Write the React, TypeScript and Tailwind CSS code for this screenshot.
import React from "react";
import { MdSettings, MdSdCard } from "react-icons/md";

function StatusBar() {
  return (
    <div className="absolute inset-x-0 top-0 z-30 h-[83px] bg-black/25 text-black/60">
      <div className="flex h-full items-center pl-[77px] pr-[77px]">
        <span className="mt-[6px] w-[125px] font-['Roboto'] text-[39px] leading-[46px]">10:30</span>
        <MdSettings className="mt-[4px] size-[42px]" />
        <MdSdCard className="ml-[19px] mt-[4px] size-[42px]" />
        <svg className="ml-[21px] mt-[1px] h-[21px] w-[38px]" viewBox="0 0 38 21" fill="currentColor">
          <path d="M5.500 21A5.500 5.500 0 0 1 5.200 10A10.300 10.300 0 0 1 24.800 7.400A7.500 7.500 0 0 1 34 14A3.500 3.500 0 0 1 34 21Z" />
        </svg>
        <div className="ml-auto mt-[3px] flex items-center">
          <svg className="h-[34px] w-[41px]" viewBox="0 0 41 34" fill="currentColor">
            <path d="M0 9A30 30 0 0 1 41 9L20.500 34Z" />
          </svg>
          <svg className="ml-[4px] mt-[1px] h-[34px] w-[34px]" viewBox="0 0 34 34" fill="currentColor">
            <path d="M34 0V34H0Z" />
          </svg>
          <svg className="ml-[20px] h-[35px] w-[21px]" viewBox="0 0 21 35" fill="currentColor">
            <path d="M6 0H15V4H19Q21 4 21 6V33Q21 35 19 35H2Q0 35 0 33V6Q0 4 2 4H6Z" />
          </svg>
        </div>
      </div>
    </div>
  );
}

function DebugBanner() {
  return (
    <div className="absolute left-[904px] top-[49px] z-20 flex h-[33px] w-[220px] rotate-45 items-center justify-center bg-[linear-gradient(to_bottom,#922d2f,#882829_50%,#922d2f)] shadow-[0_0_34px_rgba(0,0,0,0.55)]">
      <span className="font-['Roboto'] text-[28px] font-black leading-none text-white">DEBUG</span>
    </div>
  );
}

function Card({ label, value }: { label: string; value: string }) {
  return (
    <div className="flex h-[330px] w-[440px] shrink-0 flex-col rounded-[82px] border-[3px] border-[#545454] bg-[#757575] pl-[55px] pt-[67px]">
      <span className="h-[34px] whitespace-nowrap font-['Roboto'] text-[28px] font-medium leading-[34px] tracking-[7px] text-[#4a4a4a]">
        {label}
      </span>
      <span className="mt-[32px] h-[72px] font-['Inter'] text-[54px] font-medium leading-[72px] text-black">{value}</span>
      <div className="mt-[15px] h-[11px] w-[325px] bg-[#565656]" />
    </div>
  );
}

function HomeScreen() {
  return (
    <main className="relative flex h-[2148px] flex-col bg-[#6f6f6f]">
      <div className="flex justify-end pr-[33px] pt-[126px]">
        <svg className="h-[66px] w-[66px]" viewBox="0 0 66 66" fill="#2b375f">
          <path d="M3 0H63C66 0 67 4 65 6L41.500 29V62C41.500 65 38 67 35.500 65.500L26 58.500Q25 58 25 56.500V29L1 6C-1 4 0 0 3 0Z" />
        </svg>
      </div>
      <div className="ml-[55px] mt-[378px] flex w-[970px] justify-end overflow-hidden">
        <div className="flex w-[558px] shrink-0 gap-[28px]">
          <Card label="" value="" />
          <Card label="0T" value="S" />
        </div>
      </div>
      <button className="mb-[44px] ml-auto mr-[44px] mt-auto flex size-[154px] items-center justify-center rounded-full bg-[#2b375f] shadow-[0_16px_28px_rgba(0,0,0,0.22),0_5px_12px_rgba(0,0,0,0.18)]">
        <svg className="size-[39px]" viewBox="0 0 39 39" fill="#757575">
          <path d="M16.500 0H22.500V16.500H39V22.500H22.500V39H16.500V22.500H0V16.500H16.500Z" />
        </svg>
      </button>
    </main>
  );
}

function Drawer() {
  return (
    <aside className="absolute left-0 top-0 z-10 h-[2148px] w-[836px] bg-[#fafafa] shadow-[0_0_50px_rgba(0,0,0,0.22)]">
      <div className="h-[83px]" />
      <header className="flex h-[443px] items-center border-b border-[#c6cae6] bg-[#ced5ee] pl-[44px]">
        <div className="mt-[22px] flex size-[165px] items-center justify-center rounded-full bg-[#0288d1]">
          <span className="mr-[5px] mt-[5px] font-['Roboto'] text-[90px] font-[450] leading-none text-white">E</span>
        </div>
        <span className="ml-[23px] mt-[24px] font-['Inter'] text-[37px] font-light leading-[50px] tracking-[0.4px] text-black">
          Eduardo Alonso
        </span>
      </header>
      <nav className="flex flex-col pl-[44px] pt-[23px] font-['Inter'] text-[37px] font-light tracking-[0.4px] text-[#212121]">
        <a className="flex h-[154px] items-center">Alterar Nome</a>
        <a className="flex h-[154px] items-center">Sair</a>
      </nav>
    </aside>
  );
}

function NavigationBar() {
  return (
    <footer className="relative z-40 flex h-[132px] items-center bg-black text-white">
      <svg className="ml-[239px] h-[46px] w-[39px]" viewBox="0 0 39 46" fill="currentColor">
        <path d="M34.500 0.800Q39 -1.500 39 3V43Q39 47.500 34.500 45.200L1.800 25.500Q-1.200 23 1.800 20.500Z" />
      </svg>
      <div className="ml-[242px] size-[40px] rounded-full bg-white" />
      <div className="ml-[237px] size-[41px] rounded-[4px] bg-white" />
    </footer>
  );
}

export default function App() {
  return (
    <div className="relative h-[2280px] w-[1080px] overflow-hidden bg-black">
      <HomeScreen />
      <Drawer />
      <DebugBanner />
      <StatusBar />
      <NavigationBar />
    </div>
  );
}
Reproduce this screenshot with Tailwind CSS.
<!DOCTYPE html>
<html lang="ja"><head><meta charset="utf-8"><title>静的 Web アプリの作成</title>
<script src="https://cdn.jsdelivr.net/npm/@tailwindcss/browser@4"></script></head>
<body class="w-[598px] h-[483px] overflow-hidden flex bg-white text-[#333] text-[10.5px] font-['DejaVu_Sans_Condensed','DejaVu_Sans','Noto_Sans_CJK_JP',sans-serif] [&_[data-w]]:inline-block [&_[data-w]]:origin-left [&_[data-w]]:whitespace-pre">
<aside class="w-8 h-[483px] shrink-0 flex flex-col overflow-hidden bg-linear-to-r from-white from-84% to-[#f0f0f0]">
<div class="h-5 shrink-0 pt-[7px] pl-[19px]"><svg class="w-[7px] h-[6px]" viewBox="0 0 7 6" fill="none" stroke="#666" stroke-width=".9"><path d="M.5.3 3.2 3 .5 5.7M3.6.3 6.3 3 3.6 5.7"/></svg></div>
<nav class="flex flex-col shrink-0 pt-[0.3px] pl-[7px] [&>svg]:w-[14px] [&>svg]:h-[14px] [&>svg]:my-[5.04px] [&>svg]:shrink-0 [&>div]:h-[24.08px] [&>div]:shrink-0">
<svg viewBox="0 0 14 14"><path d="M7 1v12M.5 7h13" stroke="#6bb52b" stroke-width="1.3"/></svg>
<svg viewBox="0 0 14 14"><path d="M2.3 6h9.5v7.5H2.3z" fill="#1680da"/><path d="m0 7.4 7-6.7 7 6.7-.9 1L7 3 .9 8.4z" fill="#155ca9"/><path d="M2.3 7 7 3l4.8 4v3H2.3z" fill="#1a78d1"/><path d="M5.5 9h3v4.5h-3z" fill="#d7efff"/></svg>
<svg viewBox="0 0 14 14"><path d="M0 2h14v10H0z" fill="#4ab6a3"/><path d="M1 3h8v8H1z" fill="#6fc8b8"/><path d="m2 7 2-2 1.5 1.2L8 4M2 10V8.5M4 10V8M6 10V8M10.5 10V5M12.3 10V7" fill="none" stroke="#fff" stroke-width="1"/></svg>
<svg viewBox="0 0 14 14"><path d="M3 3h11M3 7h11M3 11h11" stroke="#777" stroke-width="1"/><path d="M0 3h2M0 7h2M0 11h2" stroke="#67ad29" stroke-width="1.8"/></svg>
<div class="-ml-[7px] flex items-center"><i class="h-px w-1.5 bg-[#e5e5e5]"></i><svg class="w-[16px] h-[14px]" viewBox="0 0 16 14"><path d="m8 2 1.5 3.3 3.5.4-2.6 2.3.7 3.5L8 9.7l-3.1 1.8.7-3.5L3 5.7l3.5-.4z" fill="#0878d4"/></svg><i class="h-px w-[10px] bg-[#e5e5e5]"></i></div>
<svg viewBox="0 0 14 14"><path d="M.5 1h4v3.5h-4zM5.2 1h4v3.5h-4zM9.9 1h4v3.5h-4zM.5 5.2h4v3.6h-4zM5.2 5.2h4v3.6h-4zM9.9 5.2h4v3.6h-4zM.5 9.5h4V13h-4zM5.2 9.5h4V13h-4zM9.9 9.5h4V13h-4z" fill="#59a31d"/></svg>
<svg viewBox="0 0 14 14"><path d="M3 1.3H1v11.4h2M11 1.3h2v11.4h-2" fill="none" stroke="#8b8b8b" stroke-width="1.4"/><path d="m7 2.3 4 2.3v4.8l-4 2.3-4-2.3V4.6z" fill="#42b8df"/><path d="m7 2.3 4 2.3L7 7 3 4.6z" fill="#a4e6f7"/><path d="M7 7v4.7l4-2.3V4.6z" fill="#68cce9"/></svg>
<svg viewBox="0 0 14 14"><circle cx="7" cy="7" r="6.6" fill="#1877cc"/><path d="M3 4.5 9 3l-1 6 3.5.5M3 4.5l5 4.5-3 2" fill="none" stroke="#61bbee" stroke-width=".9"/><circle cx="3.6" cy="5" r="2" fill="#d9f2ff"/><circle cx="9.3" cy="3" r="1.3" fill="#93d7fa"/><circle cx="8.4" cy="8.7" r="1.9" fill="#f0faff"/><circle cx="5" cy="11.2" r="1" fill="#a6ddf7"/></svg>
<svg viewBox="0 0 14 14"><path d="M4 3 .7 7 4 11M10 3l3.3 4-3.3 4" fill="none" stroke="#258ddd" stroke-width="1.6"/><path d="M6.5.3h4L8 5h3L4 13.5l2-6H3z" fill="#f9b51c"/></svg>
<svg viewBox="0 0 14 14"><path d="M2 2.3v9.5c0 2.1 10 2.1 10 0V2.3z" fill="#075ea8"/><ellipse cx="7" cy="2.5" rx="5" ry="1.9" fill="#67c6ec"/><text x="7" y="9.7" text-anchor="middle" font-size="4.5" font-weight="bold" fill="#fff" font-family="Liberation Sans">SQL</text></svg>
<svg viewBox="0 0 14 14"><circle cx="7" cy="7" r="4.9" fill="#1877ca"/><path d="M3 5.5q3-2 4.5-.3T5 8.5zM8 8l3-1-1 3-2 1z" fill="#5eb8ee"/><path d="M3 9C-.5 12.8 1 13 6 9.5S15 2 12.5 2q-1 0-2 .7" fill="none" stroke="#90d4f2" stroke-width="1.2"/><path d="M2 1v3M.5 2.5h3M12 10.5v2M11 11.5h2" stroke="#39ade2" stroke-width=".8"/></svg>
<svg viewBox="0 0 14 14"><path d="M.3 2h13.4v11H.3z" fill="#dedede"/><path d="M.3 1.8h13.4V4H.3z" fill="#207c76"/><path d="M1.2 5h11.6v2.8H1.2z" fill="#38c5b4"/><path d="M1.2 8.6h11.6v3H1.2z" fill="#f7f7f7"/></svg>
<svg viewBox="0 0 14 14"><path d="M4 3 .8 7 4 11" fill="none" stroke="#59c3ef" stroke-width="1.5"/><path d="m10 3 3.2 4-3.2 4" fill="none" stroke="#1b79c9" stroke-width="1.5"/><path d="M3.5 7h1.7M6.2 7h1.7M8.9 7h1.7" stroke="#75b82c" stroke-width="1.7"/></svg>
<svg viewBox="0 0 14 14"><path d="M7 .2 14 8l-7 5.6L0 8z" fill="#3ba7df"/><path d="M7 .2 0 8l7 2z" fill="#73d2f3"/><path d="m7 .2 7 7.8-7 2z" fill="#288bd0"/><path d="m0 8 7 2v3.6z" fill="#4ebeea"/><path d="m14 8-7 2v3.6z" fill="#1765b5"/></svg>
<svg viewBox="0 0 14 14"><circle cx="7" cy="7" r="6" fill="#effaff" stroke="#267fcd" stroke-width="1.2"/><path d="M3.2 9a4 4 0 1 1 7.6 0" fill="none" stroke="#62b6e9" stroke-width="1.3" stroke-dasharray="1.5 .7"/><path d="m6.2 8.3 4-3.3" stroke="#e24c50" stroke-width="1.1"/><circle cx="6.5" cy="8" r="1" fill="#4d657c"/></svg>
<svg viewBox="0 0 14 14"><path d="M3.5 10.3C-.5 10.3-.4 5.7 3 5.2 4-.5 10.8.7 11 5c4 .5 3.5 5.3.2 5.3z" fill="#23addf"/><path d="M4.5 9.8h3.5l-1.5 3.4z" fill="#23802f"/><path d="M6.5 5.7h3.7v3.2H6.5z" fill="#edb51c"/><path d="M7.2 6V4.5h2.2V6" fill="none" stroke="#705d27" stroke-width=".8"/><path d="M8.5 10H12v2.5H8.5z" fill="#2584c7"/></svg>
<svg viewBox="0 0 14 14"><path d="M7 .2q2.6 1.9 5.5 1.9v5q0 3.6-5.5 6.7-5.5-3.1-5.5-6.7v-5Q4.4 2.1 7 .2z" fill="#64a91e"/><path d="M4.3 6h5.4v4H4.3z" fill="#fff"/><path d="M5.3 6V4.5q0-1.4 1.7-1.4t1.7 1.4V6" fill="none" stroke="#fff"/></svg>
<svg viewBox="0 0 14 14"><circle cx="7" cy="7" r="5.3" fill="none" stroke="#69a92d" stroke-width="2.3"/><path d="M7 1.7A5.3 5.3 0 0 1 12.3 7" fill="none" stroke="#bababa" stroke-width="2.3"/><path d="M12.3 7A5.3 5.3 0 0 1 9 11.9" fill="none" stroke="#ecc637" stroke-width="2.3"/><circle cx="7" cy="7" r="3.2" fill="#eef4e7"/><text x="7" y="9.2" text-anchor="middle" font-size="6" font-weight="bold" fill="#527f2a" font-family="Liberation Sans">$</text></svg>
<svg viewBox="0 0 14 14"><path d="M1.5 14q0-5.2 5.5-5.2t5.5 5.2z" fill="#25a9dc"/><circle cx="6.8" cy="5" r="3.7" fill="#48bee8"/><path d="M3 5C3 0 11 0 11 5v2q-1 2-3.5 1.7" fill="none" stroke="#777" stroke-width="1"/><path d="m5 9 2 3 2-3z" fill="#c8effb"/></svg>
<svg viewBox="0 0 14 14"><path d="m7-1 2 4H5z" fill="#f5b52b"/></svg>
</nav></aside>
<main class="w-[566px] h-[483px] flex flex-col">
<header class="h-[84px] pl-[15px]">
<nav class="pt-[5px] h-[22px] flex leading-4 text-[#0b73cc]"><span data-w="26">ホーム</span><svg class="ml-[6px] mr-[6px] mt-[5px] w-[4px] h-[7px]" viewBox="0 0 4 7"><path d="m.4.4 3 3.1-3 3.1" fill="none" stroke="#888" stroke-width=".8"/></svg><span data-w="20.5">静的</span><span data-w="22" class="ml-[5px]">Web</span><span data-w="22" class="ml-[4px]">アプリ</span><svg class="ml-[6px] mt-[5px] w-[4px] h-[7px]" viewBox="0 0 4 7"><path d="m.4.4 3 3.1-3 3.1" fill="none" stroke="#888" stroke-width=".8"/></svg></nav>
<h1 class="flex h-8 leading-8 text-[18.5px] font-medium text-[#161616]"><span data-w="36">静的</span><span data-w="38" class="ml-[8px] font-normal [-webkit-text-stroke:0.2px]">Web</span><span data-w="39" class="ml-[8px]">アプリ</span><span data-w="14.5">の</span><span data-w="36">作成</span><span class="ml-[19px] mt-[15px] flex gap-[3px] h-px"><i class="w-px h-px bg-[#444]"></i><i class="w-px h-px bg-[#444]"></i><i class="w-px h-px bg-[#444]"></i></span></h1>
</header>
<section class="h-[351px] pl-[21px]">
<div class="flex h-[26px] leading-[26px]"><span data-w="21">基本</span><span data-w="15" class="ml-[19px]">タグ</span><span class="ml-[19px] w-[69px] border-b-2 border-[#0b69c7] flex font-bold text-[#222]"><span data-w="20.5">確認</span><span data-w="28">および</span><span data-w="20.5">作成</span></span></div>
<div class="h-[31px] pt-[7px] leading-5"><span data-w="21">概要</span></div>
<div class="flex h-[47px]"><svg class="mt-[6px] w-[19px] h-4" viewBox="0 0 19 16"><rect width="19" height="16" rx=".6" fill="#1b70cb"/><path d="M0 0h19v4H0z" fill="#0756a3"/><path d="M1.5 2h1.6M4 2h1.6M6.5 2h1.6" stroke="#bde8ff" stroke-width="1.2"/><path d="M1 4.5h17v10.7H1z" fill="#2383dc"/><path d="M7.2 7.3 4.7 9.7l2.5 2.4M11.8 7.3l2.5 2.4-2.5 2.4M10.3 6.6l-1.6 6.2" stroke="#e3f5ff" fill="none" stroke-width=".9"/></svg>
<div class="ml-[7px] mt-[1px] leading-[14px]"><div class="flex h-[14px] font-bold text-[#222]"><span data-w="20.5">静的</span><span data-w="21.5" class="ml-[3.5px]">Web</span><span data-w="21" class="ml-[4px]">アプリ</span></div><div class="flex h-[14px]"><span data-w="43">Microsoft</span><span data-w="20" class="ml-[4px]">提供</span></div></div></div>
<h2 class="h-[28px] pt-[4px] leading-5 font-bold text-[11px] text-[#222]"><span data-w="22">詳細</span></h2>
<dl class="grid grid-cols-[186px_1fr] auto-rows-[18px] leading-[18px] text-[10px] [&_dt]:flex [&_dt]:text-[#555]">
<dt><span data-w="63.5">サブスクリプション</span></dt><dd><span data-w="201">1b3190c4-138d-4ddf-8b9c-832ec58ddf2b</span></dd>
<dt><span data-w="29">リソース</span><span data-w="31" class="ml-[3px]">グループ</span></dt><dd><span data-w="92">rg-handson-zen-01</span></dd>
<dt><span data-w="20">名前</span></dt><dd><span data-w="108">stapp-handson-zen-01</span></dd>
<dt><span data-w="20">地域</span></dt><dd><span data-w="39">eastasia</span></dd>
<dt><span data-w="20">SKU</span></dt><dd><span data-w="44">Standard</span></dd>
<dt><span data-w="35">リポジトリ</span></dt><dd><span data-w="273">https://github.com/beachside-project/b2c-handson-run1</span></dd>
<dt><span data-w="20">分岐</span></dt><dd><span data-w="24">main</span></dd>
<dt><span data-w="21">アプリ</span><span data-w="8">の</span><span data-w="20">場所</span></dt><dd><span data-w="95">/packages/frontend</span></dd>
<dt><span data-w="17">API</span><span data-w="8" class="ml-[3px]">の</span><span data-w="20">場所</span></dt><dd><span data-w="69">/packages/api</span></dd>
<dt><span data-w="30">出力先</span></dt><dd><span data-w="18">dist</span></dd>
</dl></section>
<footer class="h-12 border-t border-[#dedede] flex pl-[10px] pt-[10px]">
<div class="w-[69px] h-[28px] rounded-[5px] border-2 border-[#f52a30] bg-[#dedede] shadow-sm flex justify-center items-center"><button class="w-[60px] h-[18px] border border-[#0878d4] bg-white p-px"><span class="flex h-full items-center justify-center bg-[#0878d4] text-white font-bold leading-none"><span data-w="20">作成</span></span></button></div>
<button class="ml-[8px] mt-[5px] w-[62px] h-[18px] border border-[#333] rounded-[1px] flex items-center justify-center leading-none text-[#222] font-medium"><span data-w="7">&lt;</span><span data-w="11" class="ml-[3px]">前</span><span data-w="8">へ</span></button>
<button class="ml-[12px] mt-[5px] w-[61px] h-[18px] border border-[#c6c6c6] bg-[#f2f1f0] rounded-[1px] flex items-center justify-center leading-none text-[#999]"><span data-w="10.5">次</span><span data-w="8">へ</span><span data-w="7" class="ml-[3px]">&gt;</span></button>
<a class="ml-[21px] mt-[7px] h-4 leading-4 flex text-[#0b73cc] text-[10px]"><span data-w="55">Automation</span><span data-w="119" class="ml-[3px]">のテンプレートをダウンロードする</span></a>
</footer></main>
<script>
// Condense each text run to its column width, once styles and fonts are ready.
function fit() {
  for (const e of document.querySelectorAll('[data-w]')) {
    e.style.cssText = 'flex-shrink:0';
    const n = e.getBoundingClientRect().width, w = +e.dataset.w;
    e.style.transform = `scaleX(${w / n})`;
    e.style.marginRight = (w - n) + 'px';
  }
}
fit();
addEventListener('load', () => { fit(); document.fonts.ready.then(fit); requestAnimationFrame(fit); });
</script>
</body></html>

** Task to carry out **
Only lines holding the string "this" are wanted; gather each one from the entries above.

** Expected output **
Write the React, TypeScript and Tailwind CSS code for this screenshot.
Reproduce this screenshot with Tailwind CSS.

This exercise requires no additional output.